Wokalistka intensywnie promuje hit "Solo". I to nie tylko w naszym kraju. Jej utwór można usłyszeć Bułgarii czy Finlandii. Na tym jednak nie koniec.
Jesteśmy grani w Bułgarii, Grecji, w Turcji, na Litwie, Ukrainie, naprawdę w paru fajnych miejscach. I cieszę się, że "Solo" jest cały czas szerzej i szerzej rozgrywane na świecie. Mam nadzieję, że jest to duży bonus i duży plus do tego, żeby zdobyć więcej punktów. Oczywiście teraz przygotowania całego show - to się liczy najbardziej. Na pewno włożę bardzo dużo pracy w przygotowania - powiedziała 23-letnia artystka w podcaście Bądźmy Razem TVP.
Dalsza część artykułu pod materiałem wideo
W miniony weekend Blanka pojawiła się na finale szwedzkich preselekcji. Zaśpiewała swój utwór przed tym wydarzeniem. Widzowie ochoczo podśpiewywali razem z polsko-bułgarską artystką.
Blanka odświeży "Solo"
Po występie podczas preselekcji Blanka Stajkow musiała zmierzyć się z lawiną krytyki. Nieco później zapowiedziała, że w trakcie Eurowizji w Liverpoolu zaprezentuje nieco odmienioną wersję "Solo".

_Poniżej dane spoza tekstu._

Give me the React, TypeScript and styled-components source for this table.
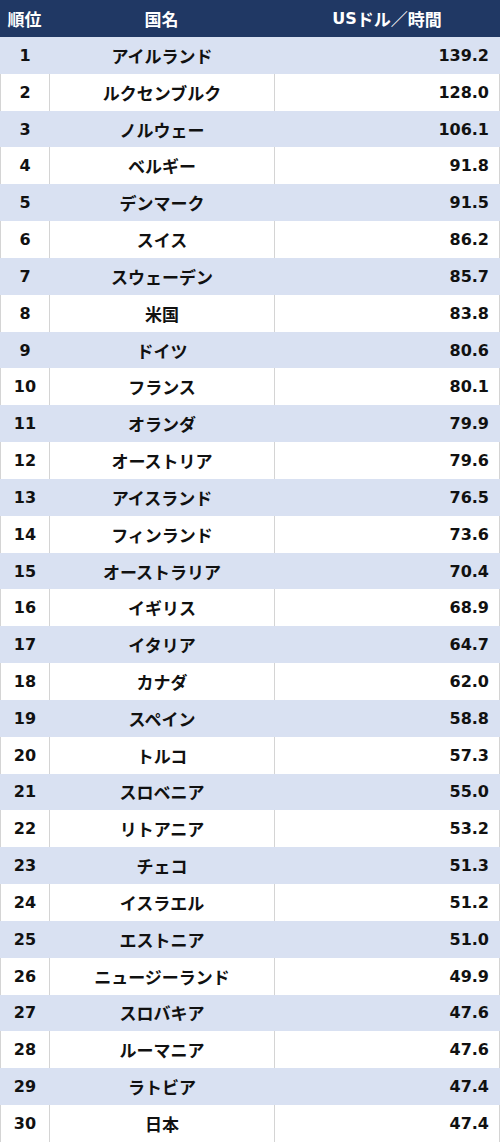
import React from "react";
import styled, { createGlobalStyle } from "styled-components";

const palette = {
  navy: "#203864",
  stripe: "#d9e1f2",
  line: "#d4d4d4",
  text: "#111111",
};

const GlobalStyle = createGlobalStyle`
  html, body {
    margin: 0;
    padding: 0;
    background: #ffffff;
  }
  body {
    font-family: "DejaVu Sans", "Noto Sans CJK JP", sans-serif;
  }
`;

const Table = styled.div`
  width: 500px;
  border-bottom: 1px solid ${palette.line};
  box-sizing: border-box;
`;

const HeaderRow = styled.div`
  display: grid;
  grid-template-columns: 49px 225px 1fr;
  height: 37px;
  background: ${palette.navy};
  color: #ffffff;
  font-weight: bold;
  font-size: 16px;
`;

const HeaderCell = styled.div`
  display: flex;
  align-items: center;
  justify-content: center;
  font-family: "DejaVu Sans", "Noto Sans CJK JP", sans-serif;

  .cjk {
    font-size: 17px;
  }
`;

const Row = styled.div<{ $striped: boolean }>`
  display: grid;
  grid-template-columns: 49px 225px 1fr;
  height: 36.83px;
  background: ${({ $striped }) => ($striped ? palette.stripe : "#ffffff")};
  color: ${palette.text};
  font-weight: bold;
`;

const Cell = styled.div<{ $striped: boolean; $align?: "center" | "right" }>`
  display: flex;
  align-items: center;
  justify-content: ${({ $align }) =>
    $align === "right" ? "flex-end" : "center"};
  padding-right: ${({ $align }) => ($align === "right" ? "10px" : "0")};
  border-left: 1px solid
    ${({ $striped }) => ($striped ? palette.stripe : palette.line)};
  font-size: 16px;
  box-sizing: border-box;

  &:last-child {
    border-right: 1px solid
      ${({ $striped }) => ($striped ? palette.stripe : palette.line)};
  }
`;

const NameCell = styled(Cell)`
  font-family: "Noto Sans CJK JP", sans-serif;
  font-size: 17px;
`;

const rows: [string, string][] = [
  ["アイルランド", "139.2"],
  ["ルクセンブルク", "128.0"],
  ["ノルウェー", "106.1"],
  ["ベルギー", "91.8"],
  ["デンマーク", "91.5"],
  ["スイス", "86.2"],
  ["スウェーデン", "85.7"],
  ["米国", "83.8"],
  ["ドイツ", "80.6"],
  ["フランス", "80.1"],
  ["オランダ", "79.9"],
  ["オーストリア", "79.6"],
  ["アイスランド", "76.5"],
  ["フィンランド", "73.6"],
  ["オーストラリア", "70.4"],
  ["イギリス", "68.9"],
  ["イタリア", "64.7"],
  ["カナダ", "62.0"],
  ["スペイン", "58.8"],
  ["トルコ", "57.3"],
  ["スロベニア", "55.0"],
  ["リトアニア", "53.2"],
  ["チェコ", "51.3"],
  ["イスラエル", "51.2"],
  ["エストニア", "51.0"],
  ["ニュージーランド", "49.9"],
  ["スロバキア", "47.6"],
  ["ルーマニア", "47.6"],
  ["ラトビア", "47.4"],
  ["日本", "47.4"],
];

const App: React.FC = () => {
  return (
    <>
      <GlobalStyle />
      <Table>
        <HeaderRow>
          <HeaderCell>
            <span className="cjk">順位</span>
          </HeaderCell>
          <HeaderCell>
            <span className="cjk">国名</span>
          </HeaderCell>
          <HeaderCell>
            US<span className="cjk">ドル／時間</span>
          </HeaderCell>
        </HeaderRow>
        {rows.map(([name, value], index) => {
          const striped = index % 2 === 0;
          return (
            <Row key={name} $striped={striped}>
              <Cell $striped={striped}>{index + 1}</Cell>
              <NameCell $striped={striped}>{name}</NameCell>
              <Cell $striped={striped} $align="right">
                {value}
              </Cell>
            </Row>
          );
        })}
      </Table>
    </>
  );
};

export default App;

Konkretów jest coraz więcej. Ale po dwóch godzinach snu jest mi ciężko skleić myśli do końca, żeby były konkretne. Na pewno jest coraz więcej pomysłów i będzie dużo zmian i dużo pracy nad tym, żeby to było po prostu lepsze. Na pewno zmiana w muzyce, pewne przedłużenie piosenki - ujawniła w rozmowie z TVP.